Le préjudice irréparable

[18]      Si les nouveaux éléments de preuve du demandeur sont crus, il s'expose à un préjudice grave s'il est renvoyé dans la région du Sri Lanka qui était auparavant considérée comme une possibilité de refuge à l'intérieur du même pays. Je ne suis saisie d'aucun élément de preuve qui me laisse croire qu'une autre région du Sri Lanka pourrait être considérée comme une possibilité de refuge sûr. Je conclus que le demandeur a fait la preuve d'un risque de préjudice irréparable.
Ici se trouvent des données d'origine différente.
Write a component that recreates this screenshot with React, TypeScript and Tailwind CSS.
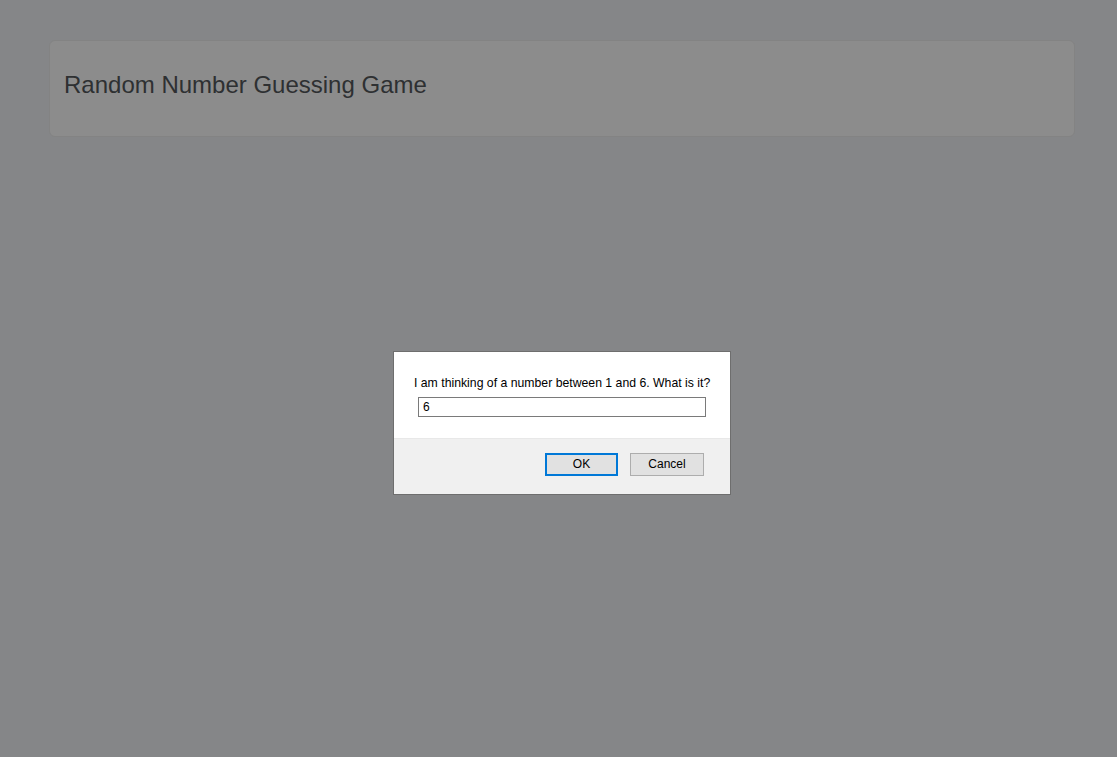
export default function App() {
  return (
    <div className="relative min-h-[757px] w-full bg-[#858688] pt-10 pl-[49px] pr-[42px] [font-family:'Liberation_Sans',Arial,sans-serif]">
      {/* Page header card, dimmed behind the prompt */}
      <div className="h-[97px] rounded-[6px] border border-[#838383] bg-[#8c8c8c] px-[14px] pt-[30px]">
        <h1 className="text-[24px] leading-[28px] text-[#2e3032]">Random Number Guessing Game</h1>
      </div>

      {/* Prompt dialog */}
      <div className="absolute left-[393px] top-[351px] w-[338px] border border-[#6e6e6e] bg-white">
        <div className="h-[86px] px-[20px] pt-[24px]">
          <p className="whitespace-nowrap text-[12.25px] leading-[14px] text-black">
            I am thinking of a number between 1 and 6. What is it?
          </p>
          <div className="mt-[7px] ml-[4px] flex h-[20px] w-[288px] items-center border border-[#7a7a7a] px-[4px] pb-[1px] text-[12px] text-black">
            6
          </div>
        </div>
        <div className="flex h-[56px] items-start justify-end gap-[12px] border-t border-[#e8e8e8] bg-[#f0f0f0] pr-[26px] pt-[14px]">
          <button className="h-[23px] w-[73px] border-2 border-[#0078d7] bg-[#e1e1e1] pb-[1px] text-[12px] text-black">
            OK
          </button>
          <button className="h-[23px] w-[74px] border border-[#adadad] bg-[#e1e1e1] pb-[1px] text-[12px] text-black">
            Cancel
          </button>
        </div>
      </div>
    </div>
  );
}
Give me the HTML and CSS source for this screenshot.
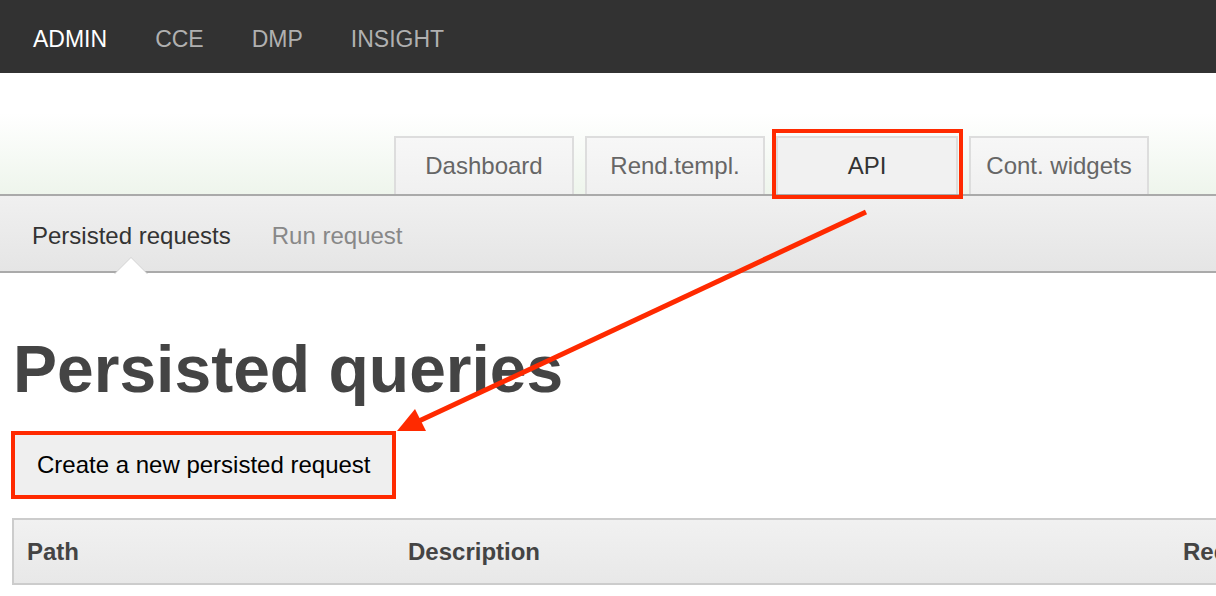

La prépondérance des inconvénients

[19]      L'avocat du ministre prétend qu'en vertu de ce critère je dois tenir compte de l'intérêt public. Il soutient que le casier judiciaire du demandeur, jumelé à sa désobéissance aux lois du Canada, justifie de conclure que la prépondérance des inconvénients penche en faveur du ministre. Je conviens que ce sont là des considérations valides dans une demande de sursis. Toutefois, la preuve concernant le casier judiciaire du demandeur est si incomplète que je ne peux parvenir à aucune conclusion quant à la gravité des infractions qu'il a commises. Et je ne peux pas conclure que son mépris pour les lois de l'immigration est à ce jour si grave qu'il doit l'emporter sur le risque de préjudice auquel son retour au Sri Lanka l'expose.



Conclusion

[20]      Le sursis est accordé en attendant que la décision sur la demande d'autorisation soit prise. Si cette autorisation est accordée, le sursis demeurera en vigueur jusqu'à ce que la demande fondée sur le paragraphe 114(2) fasse l'objet d'une décision.

[21]      Si le ministre examine la demande fondée sur le paragraphe 114(2) sans tenir d'audition sur la demande d'autorisation, le sursis demeurera en vigueur jusqu'à ce qu'une décision soit prise concernant la demande fondée sur le paragraphe 114(2).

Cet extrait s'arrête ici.